● **WHAT TO PRODUCE**
Copy the data exactly as it appears, and do not include any pictures.

-------- INFORMATION SUPPLIED --------

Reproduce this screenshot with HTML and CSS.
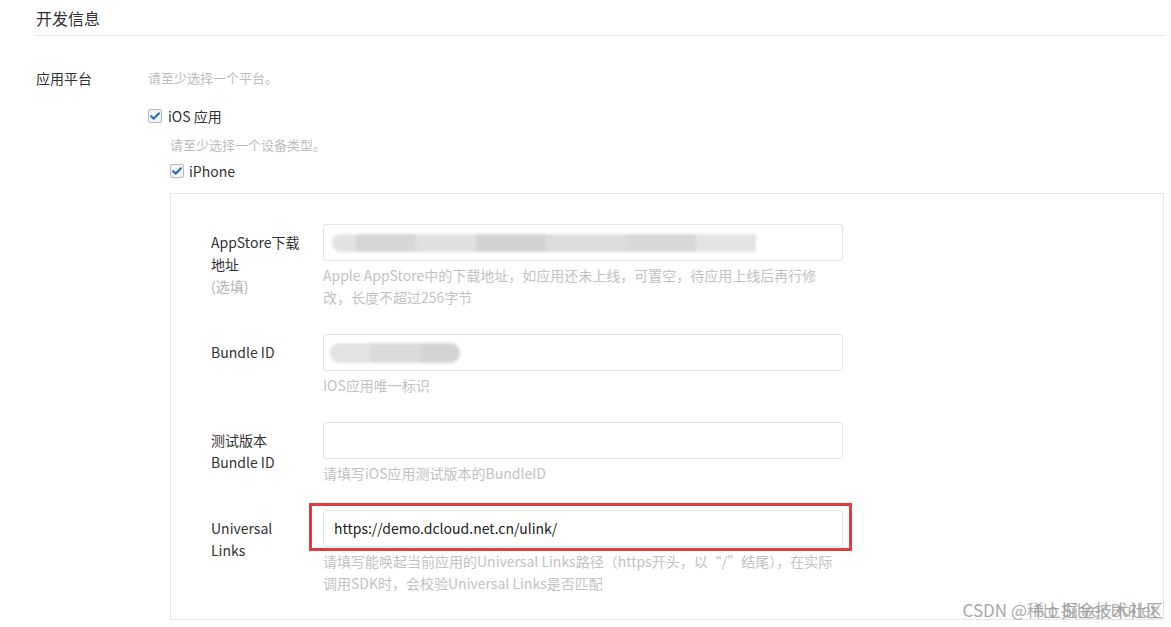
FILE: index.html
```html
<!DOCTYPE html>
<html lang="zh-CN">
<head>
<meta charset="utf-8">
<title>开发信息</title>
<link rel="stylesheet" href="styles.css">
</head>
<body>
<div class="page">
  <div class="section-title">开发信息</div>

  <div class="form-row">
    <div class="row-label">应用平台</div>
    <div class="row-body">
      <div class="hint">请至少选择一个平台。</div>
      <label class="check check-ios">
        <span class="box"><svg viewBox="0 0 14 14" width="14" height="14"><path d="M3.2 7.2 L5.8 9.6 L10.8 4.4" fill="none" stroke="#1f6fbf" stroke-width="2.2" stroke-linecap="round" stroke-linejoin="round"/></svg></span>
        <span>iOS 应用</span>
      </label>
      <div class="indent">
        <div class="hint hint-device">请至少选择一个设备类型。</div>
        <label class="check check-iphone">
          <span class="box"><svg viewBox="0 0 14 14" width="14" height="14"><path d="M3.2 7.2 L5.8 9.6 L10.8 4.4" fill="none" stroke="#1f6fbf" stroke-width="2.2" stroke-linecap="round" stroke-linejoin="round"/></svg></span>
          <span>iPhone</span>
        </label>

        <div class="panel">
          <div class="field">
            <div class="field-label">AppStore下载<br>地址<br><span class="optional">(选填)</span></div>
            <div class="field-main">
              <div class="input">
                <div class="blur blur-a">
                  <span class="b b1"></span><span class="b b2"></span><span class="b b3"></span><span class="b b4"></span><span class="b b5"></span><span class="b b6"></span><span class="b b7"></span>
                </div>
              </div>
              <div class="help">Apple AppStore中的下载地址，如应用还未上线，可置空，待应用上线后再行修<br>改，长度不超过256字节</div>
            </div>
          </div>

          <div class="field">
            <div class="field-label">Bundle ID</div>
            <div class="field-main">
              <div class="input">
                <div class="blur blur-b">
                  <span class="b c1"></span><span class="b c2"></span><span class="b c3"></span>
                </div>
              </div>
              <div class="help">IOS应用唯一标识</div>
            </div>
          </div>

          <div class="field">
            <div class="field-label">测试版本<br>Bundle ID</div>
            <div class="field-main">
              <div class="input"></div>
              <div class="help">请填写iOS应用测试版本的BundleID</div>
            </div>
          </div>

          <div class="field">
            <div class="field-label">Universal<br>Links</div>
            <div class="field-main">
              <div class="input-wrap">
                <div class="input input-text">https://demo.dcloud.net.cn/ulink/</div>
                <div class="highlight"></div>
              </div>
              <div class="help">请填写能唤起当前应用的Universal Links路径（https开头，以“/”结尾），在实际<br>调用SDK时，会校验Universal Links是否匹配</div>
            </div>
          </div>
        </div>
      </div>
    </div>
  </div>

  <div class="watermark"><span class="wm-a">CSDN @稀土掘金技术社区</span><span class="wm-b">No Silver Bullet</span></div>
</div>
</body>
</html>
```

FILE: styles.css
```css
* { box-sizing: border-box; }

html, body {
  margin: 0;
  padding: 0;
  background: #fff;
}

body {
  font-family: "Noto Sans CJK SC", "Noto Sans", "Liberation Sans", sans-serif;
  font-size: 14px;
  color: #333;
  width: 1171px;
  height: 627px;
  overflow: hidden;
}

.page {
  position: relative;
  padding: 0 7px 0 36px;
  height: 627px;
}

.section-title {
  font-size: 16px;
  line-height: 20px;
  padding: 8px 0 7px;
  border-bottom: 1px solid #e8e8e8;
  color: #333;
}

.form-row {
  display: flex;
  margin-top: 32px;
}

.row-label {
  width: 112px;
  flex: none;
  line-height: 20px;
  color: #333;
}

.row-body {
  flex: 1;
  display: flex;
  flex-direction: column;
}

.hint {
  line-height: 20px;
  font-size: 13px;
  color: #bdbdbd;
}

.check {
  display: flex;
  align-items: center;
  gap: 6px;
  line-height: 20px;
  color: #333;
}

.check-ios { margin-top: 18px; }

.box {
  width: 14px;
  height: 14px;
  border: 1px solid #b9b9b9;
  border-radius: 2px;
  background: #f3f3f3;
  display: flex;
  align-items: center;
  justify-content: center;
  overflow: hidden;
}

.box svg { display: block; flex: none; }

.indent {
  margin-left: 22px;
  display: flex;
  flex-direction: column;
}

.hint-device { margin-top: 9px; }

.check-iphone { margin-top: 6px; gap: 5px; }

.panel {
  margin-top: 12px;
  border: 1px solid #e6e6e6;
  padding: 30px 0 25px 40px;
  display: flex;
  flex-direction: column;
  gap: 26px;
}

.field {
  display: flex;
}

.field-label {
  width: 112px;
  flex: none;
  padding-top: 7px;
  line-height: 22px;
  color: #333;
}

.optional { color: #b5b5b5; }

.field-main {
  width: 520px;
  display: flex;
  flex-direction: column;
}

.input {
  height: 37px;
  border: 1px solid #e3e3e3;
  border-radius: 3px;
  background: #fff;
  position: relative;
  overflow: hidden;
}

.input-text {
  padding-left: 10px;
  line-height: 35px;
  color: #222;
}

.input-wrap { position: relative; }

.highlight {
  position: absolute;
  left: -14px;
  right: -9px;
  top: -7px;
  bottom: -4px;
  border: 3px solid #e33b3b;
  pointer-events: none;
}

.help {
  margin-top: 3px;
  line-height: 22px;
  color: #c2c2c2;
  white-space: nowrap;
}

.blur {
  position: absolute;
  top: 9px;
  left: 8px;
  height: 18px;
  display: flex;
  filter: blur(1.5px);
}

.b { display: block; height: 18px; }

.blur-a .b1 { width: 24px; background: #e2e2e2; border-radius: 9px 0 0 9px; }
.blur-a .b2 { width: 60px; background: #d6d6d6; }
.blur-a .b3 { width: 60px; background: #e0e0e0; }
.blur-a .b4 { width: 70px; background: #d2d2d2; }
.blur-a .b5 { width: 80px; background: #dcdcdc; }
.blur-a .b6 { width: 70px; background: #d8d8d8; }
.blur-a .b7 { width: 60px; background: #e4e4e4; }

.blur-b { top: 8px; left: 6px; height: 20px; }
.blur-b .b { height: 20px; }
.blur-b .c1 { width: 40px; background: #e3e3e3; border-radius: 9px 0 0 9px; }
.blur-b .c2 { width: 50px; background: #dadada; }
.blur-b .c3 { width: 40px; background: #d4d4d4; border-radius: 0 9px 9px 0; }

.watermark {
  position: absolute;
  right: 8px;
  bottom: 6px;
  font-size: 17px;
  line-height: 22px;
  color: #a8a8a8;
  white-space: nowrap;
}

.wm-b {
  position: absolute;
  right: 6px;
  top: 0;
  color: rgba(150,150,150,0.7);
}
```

--------

● **THE ANSWER**
Reproduce this screenshot with HTML and CSS.
FILE: index.html
```html
<!DOCTYPE html>
<html lang="zh-CN">
<head>
<meta charset="utf-8">
<title>开发信息</title>
<link rel="stylesheet" href="styles.css">
</head>
<body>
<div class="page">
  <div class="section-title">开发信息</div>

  <div class="form-row">
    <div class="row-label">应用平台</div>
    <div class="row-body">
      <div class="hint">请至少选择一个平台。</div>
      <label class="check check-ios">
        <span class="box"><svg viewBox="0 0 14 14" width="14" height="14"><path d="M3.2 7.2 L5.8 9.6 L10.8 4.4" fill="none" stroke="#1f6fbf" stroke-width="2.2" stroke-linecap="round" stroke-linejoin="round"/></svg></span>
        <span>iOS 应用</span>
      </label>
      <div class="indent">
        <div class="hint hint-device">请至少选择一个设备类型。</div>
        <label class="check check-iphone">
          <span class="box"><svg viewBox="0 0 14 14" width="14" height="14"><path d="M3.2 7.2 L5.8 9.6 L10.8 4.4" fill="none" stroke="#1f6fbf" stroke-width="2.2" stroke-linecap="round" stroke-linejoin="round"/></svg></span>
          <span>iPhone</span>
        </label>

        <div class="panel">
          <div class="field">
            <div class="field-label">AppStore下载<br>地址<br><span class="optional">(选填)</span></div>
            <div class="field-main">
              <div class="input">
                <div class="blur blur-a">
                  <span class="b b1"></span><span class="b b2"></span><span class="b b3"></span><span class="b b4"></span><span class="b b5"></span><span class="b b6"></span><span class="b b7"></span>
                </div>
              </div>
              <div class="help">Apple AppStore中的下载地址，如应用还未上线，可置空，待应用上线后再行修<br>改，长度不超过256字节</div>
            </div>
          </div>

          <div class="field">
            <div class="field-label">Bundle ID</div>
            <div class="field-main">
              <div class="input">
                <div class="blur blur-b">
                  <span class="b c1"></span><span class="b c2"></span><span class="b c3"></span>
                </div>
              </div>
              <div class="help">IOS应用唯一标识</div>
            </div>
          </div>

          <div class="field">
            <div class="field-label">测试版本<br>Bundle ID</div>
            <div class="field-main">
              <div class="input"></div>
              <div class="help">请填写iOS应用测试版本的BundleID</div>
            </div>
          </div>

          <div class="field">
            <div class="field-label">Universal<br>Links</div>
            <div class="field-main">
              <div class="input-wrap">
                <div class="input input-text">https://demo.dcloud.net.cn/ulink/</div>
                <div class="highlight"></div>
              </div>
              <div class="help">请填写能唤起当前应用的Universal Links路径（https开头，以“/”结尾），在实际<br>调用SDK时，会校验Universal Links是否匹配</div>
            </div>
          </div>
        </div>
      </div>
    </div>
  </div>

  <div class="watermark"><span class="wm-a">CSDN @稀土掘金技术社区</span><span class="wm-b">No Silver Bullet</span></div>
</div>
</body>
</html>
```

FILE: styles.css
```css
* { box-sizing: border-box; }

html, body {
  margin: 0;
  padding: 0;
  background: #fff;
}

body {
  font-family: "Noto Sans CJK SC", "Noto Sans", "Liberation Sans", sans-serif;
  font-size: 14px;
  color: #333;
  width: 1171px;
  height: 627px;
  overflow: hidden;
}

.page {
  position: relative;
  padding: 0 7px 0 36px;
  height: 627px;
}

.section-title {
  font-size: 16px;
  line-height: 20px;
  padding: 8px 0 7px;
  border-bottom: 1px solid #e8e8e8;
  color: #333;
}

.form-row {
  display: flex;
  margin-top: 32px;
}

.row-label {
  width: 112px;
  flex: none;
  line-height: 20px;
  color: #333;
}

.row-body {
  flex: 1;
  display: flex;
  flex-direction: column;
}

.hint {
  line-height: 20px;
  font-size: 13px;
  color: #bdbdbd;
}

.check {
  display: flex;
  align-items: center;
  gap: 6px;
  line-height: 20px;
  color: #333;
}

.check-ios { margin-top: 18px; }

.box {
  width: 14px;
  height: 14px;
  border: 1px solid #b9b9b9;
  border-radius: 2px;
  background: #f3f3f3;
  display: flex;
  align-items: center;
  justify-content: center;
  overflow: hidden;
}

.box svg { display: block; flex: none; }

.indent {
  margin-left: 22px;
  display: flex;
  flex-direction: column;
}

.hint-device { margin-top: 9px; }

.check-iphone { margin-top: 6px; gap: 5px; }

.panel {
  margin-top: 12px;
  border: 1px solid #e6e6e6;
  padding: 30px 0 25px 40px;
  display: flex;
  flex-direction: column;
  gap: 26px;
}

.field {
  display: flex;
}

.field-label {
  width: 112px;
  flex: none;
  padding-top: 7px;
  line-height: 22px;
  color: #333;
}

.optional { color: #b5b5b5; }

.field-main {
  width: 520px;
  display: flex;
  flex-direction: column;
}

.input {
  height: 37px;
  border: 1px solid #e3e3e3;
  border-radius: 3px;
  background: #fff;
  position: relative;
  overflow: hidden;
}

.input-text {
  padding-left: 10px;
  line-height: 35px;
  color: #222;
}

.input-wrap { position: relative; }

.highlight {
  position: absolute;
  left: -14px;
  right: -9px;
  top: -7px;
  bottom: -4px;
  border: 3px solid #e33b3b;
  pointer-events: none;
}

.help {
  margin-top: 3px;
  line-height: 22px;
  color: #c2c2c2;
  white-space: nowrap;
}

.blur {
  position: absolute;
  top: 9px;
  left: 8px;
  height: 18px;
  display: flex;
  filter: blur(1.5px);
}

.b { display: block; height: 18px; }

.blur-a .b1 { width: 24px; background: #e2e2e2; border-radius: 9px 0 0 9px; }
.blur-a .b2 { width: 60px; background: #d6d6d6; }
.blur-a .b3 { width: 60px; background: #e0e0e0; }
.blur-a .b4 { width: 70px; background: #d2d2d2; }
.blur-a .b5 { width: 80px; background: #dcdcdc; }
.blur-a .b6 { width: 70px; background: #d8d8d8; }
.blur-a .b7 { width: 60px; background: #e4e4e4; }

.blur-b { top: 8px; left: 6px; height: 20px; }
.blur-b .b { height: 20px; }
.blur-b .c1 { width: 40px; background: #e3e3e3; border-radius: 9px 0 0 9px; }
.blur-b .c2 { width: 50px; background: #dadada; }
.blur-b .c3 { width: 40px; background: #d4d4d4; border-radius: 0 9px 9px 0; }

.watermark {
  position: absolute;
  right: 8px;
  bottom: 6px;
  font-size: 17px;
  line-height: 22px;
  color: #a8a8a8;
  white-space: nowrap;
}

.wm-b {
  position: absolute;
  right: 6px;
  top: 0;
  color: rgba(150,150,150,0.7);
}
```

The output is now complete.